Helping the Shiites - and Others

THE move by the United States and its European Gulf-war allies to keep Baghdad's helicopters and warplanes out of southern Iraq has pluses and minuses. On the positive side, it serves notice that the allies will not tolerate brutal air assaults by Saddam Hussein on the region's Shiite Muslims, who tried unsuccessfully to throw off the dictator's yoke in the months following the war.

The Shiites failed then because, even after the pounding in Kuwait, Saddam still controlled significant military might and because the coalition's mandate didn't include a thrust into Iraq proper. Nonetheless, the Shiites, like the Kurds to the north, were encouraged in their rebellion against Baghdad.
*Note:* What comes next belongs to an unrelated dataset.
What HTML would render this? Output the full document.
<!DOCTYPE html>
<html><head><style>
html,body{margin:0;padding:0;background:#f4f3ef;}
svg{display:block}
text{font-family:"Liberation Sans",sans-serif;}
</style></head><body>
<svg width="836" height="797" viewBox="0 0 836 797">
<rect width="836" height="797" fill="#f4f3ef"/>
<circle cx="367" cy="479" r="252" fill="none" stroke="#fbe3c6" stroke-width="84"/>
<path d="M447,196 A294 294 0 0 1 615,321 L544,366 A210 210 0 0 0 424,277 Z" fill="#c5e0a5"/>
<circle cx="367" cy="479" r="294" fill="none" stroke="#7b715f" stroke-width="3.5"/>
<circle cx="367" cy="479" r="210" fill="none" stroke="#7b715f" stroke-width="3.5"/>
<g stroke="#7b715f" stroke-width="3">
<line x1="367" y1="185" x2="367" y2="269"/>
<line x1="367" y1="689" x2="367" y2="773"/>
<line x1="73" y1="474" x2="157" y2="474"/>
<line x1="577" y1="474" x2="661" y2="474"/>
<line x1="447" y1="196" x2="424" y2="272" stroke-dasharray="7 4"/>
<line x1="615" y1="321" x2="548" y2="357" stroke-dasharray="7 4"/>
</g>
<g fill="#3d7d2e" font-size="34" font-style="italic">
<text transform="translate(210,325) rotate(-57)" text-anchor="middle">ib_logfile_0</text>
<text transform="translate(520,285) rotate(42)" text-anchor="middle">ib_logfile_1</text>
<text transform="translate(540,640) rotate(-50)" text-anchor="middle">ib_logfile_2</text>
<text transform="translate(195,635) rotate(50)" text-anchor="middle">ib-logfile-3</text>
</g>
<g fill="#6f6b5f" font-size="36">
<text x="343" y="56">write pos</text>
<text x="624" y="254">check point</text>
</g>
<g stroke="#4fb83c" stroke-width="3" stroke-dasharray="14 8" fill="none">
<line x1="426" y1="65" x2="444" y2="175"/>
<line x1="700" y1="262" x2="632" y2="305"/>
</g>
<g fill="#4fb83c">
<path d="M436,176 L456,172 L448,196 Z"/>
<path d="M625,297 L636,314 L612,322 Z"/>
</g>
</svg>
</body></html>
The Kurds were eventually given a safe zone and air protection. The Shiites have been given continual harassment and, lately, aerial bombardment by Saddam. Whole villages have been flattened, and the government threatens destruction of the Shiites' marshland environment and way of life.

The same kind of air cover given the Kurds hardly seems too much to offer the Shiites, who are equally victims of Saddam's genocidal methods. United Nations Security Council Resolutions 688, demanding a stop to Iraq's repression of its civilian population, and 678, the pre-war measure authorizing use of "all necessary means" to restore peace and security to the Gulf area, provide a legal rationale.
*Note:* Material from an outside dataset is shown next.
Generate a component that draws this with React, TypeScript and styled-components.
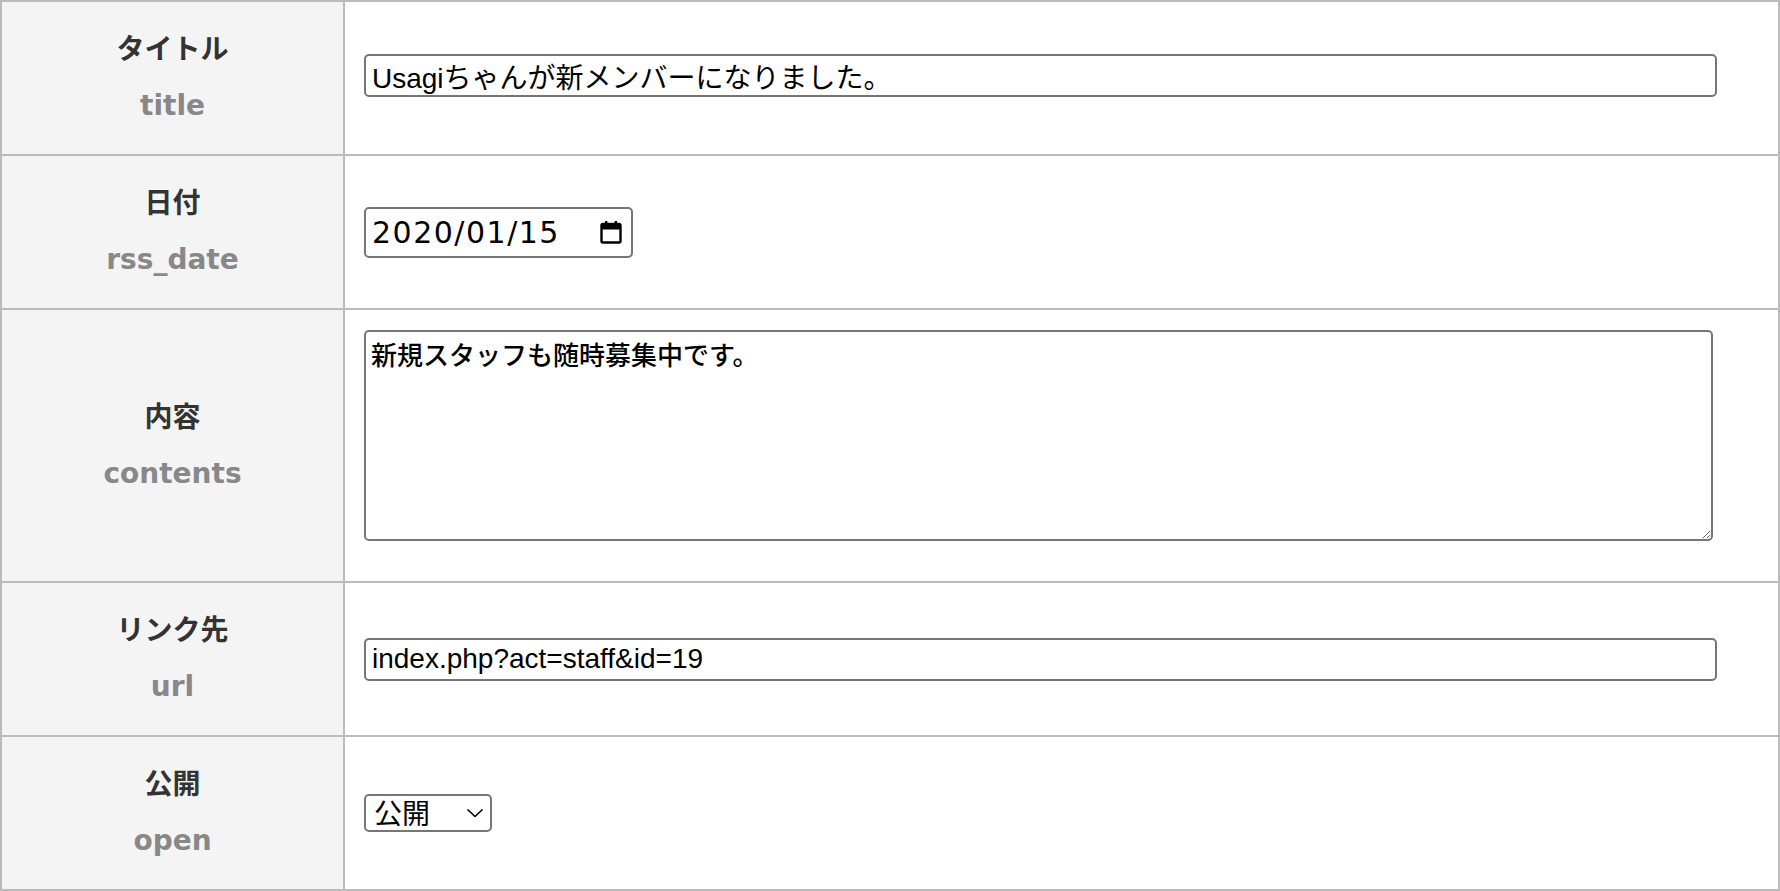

The negatives include concern over whether this action could hasten a breakup of Iraq. It would effectively cut Saddam's realm into three parts, with his full control exercised only in the Sunni Muslim midsection of the country. The prospect of a northern Kurdish state and a southern Shiite one gravely troubles Turkey and Saudi Arabia. But the Saudis, at least, may be equally troubled by the prospect of Saddam fully reestablishing his airfields in the south.

Another problem: What happens if, air power or not, Saddam uses his massed troops and tanks to overrun the Shiites anyway. What do the Western allies do then? They have drawn a line against a ground assault in the north, after a fashion, but not in the south.

Finally, what about the much bigger question of what this operation implies for the world? In backing the air shield for the Shiites, British Prime Minister John Major said the Western powers couldn't "just stand by" and watch in southern Iraq "the systematic destruction of a whole people."

That kind of destruction is happening in a number of other places in the world - Bosnia, for instance, or Somalia, or parts of Burma. Democratic nations, using the means of the United Nations, are venturing toward active opposition to forms of tyranny the world has tolerated in the past. It's a moral, just endeavor. But it will require tremendous resources, commitment, and consistency to see it through.

Are our leaders - and the publics that give them legitimacy - up to that?